**SUPPLIED DATA**.
□ □ □ □

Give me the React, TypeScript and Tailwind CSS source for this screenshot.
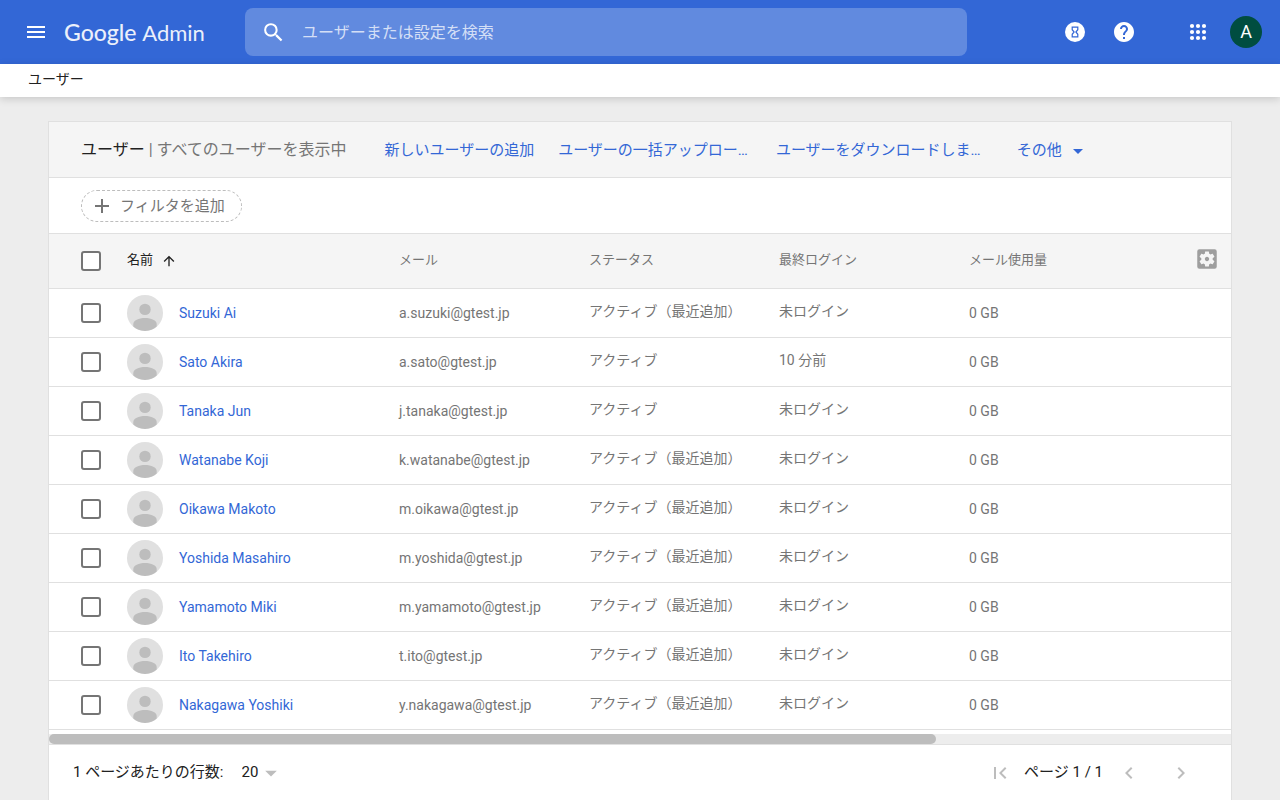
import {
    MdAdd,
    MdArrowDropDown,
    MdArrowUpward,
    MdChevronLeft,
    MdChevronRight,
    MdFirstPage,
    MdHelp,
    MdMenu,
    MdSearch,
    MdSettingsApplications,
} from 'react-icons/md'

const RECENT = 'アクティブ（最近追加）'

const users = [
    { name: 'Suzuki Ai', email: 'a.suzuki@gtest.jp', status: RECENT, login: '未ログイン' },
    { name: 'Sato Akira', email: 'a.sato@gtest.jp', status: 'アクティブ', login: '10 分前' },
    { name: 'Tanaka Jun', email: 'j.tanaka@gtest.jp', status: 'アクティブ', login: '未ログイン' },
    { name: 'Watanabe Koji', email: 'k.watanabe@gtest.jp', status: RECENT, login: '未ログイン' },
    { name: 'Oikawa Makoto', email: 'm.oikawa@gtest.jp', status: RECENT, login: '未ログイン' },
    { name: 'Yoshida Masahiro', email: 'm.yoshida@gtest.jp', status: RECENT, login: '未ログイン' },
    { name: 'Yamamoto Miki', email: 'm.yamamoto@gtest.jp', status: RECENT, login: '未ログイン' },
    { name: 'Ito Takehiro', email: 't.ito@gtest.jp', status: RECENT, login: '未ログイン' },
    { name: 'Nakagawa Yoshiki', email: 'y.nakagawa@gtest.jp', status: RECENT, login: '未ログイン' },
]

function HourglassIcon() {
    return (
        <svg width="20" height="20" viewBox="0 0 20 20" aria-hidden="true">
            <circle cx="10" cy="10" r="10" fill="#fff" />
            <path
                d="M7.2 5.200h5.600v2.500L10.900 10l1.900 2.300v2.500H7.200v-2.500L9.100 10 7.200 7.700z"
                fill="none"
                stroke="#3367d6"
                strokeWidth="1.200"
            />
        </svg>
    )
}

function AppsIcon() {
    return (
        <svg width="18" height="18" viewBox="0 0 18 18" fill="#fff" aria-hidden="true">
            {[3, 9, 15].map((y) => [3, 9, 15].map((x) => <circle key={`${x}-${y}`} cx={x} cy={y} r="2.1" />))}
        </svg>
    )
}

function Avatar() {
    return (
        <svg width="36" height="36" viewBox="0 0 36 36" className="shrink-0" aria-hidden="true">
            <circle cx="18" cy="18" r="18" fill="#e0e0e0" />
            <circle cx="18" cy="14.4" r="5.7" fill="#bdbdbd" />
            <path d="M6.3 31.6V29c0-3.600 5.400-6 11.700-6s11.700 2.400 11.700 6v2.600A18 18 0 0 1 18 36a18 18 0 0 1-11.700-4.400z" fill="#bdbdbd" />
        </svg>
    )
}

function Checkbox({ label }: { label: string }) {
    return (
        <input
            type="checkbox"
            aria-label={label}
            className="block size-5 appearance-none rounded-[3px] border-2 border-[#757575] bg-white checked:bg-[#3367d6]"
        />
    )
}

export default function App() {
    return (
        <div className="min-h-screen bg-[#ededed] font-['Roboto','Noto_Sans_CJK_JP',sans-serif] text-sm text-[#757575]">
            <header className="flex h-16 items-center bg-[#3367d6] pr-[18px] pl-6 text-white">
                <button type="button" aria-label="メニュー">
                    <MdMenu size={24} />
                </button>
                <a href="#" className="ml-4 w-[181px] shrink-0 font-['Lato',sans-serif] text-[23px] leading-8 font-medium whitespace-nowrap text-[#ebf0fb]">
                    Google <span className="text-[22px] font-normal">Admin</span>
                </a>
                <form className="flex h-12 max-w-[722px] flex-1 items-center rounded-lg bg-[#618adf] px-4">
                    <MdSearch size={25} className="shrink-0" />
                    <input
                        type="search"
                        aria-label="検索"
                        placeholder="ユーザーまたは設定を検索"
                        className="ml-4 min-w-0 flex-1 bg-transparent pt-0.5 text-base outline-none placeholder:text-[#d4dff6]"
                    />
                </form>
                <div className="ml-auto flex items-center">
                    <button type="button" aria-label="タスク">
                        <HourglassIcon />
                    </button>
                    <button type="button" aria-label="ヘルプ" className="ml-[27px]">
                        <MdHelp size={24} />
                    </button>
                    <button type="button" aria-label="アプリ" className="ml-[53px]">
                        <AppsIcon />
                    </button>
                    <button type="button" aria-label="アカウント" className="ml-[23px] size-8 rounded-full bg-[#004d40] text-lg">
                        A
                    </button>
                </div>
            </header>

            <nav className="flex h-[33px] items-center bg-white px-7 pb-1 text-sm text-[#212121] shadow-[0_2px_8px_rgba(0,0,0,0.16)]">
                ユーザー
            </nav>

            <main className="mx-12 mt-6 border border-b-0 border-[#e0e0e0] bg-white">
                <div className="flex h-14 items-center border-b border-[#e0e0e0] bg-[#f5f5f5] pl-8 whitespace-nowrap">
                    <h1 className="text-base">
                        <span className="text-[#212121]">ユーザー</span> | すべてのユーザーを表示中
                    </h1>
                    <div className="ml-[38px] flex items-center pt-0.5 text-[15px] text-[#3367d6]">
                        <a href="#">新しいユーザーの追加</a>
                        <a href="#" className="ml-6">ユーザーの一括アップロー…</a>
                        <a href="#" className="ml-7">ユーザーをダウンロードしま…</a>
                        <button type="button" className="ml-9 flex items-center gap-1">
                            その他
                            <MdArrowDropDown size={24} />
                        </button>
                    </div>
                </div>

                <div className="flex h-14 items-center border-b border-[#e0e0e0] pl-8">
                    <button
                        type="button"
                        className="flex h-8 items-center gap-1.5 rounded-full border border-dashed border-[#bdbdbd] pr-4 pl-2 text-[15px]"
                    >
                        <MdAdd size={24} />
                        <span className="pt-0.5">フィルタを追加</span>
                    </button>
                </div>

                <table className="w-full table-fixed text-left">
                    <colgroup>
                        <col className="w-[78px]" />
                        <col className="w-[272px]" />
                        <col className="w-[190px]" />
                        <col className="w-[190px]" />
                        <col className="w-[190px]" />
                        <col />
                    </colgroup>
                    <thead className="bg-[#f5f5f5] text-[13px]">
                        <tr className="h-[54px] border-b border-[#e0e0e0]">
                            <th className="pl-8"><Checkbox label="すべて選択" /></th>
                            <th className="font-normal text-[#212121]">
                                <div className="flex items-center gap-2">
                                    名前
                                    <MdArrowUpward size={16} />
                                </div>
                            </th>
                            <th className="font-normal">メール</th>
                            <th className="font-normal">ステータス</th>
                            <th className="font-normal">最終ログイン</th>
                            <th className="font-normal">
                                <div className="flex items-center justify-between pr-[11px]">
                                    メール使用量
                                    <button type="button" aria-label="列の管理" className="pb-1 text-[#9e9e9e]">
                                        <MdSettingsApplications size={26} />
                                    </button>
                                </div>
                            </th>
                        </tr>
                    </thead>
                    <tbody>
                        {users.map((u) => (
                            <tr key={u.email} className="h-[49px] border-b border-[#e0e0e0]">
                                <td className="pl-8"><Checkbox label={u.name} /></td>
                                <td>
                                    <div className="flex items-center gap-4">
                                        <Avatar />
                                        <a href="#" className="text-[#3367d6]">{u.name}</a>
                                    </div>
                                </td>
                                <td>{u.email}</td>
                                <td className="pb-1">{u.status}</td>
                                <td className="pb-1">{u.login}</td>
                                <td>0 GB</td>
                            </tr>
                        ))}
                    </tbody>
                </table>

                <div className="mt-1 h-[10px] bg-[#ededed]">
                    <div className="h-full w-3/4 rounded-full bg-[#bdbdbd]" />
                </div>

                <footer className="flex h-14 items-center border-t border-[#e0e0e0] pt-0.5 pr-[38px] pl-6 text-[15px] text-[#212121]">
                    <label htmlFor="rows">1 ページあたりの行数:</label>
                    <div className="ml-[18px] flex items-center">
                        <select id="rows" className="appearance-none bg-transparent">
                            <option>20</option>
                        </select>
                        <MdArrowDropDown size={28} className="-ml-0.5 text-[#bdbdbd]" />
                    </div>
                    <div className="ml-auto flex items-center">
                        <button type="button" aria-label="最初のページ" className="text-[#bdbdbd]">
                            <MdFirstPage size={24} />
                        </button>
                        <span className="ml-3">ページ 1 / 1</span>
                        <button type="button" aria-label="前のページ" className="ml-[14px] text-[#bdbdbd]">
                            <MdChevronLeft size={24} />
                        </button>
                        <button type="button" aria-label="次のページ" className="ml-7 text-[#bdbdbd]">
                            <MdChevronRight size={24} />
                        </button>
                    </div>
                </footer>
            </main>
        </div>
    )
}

□ □ □ □

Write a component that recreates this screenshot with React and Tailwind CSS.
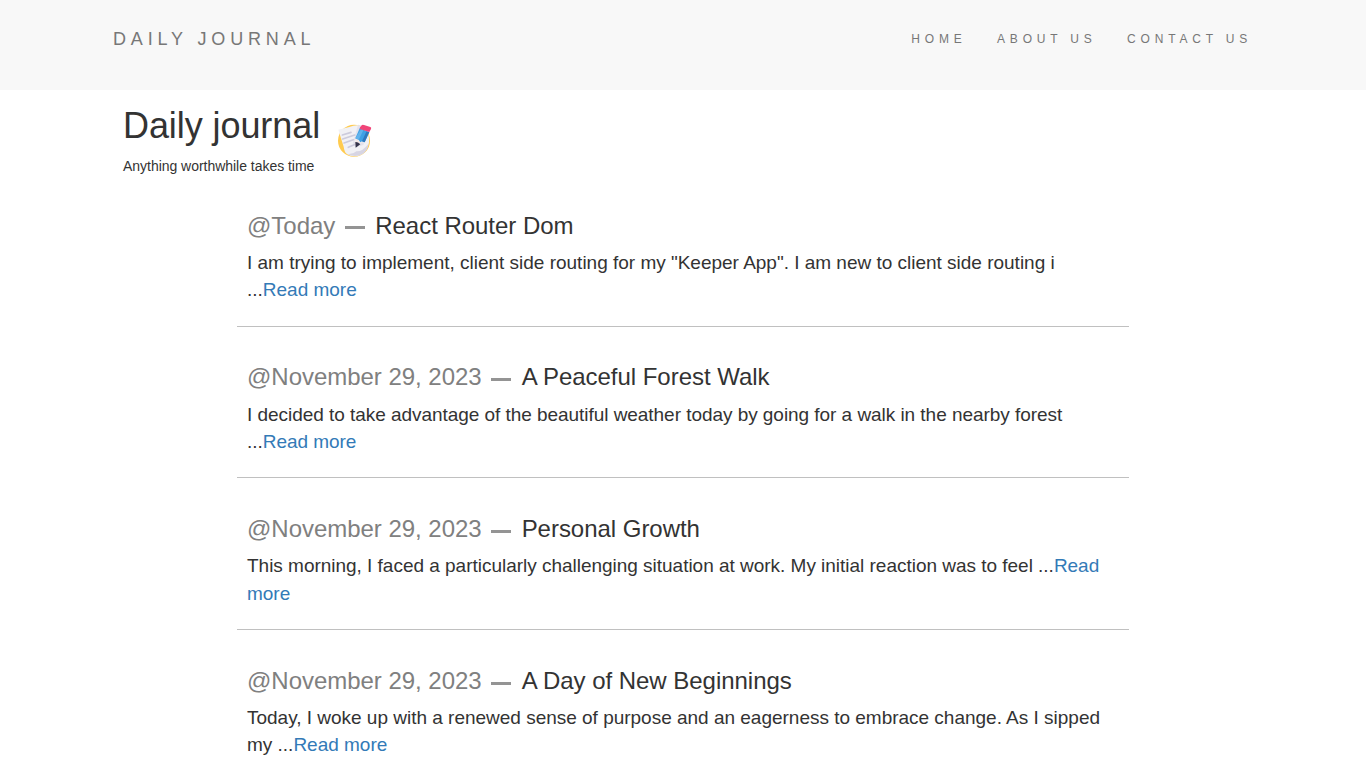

□ □ □ □

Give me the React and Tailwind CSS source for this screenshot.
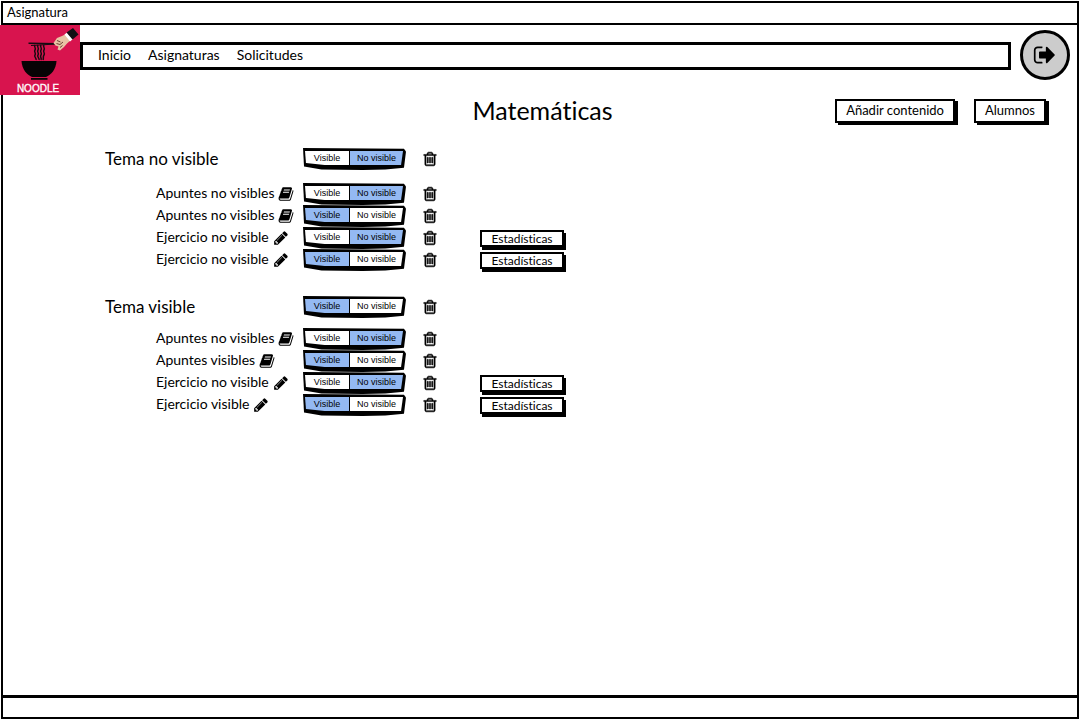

□ □ □ □

**GIVEN REQUEST**. Repeat the lines between those holding "Give me the React, TypeScript" and "const RECENT = 'アクティブ（最近追加）'", inclusive. Pictures stay out.

**SOLVED PROBLEM**.
Give me the React, TypeScript and Tailwind CSS source for this screenshot.
import {
    MdAdd,
    MdArrowDropDown,
    MdArrowUpward,
    MdChevronLeft,
    MdChevronRight,
    MdFirstPage,
    MdHelp,
    MdMenu,
    MdSearch,
    MdSettingsApplications,
} from 'react-icons/md'

const RECENT = 'アクティブ（最近追加）'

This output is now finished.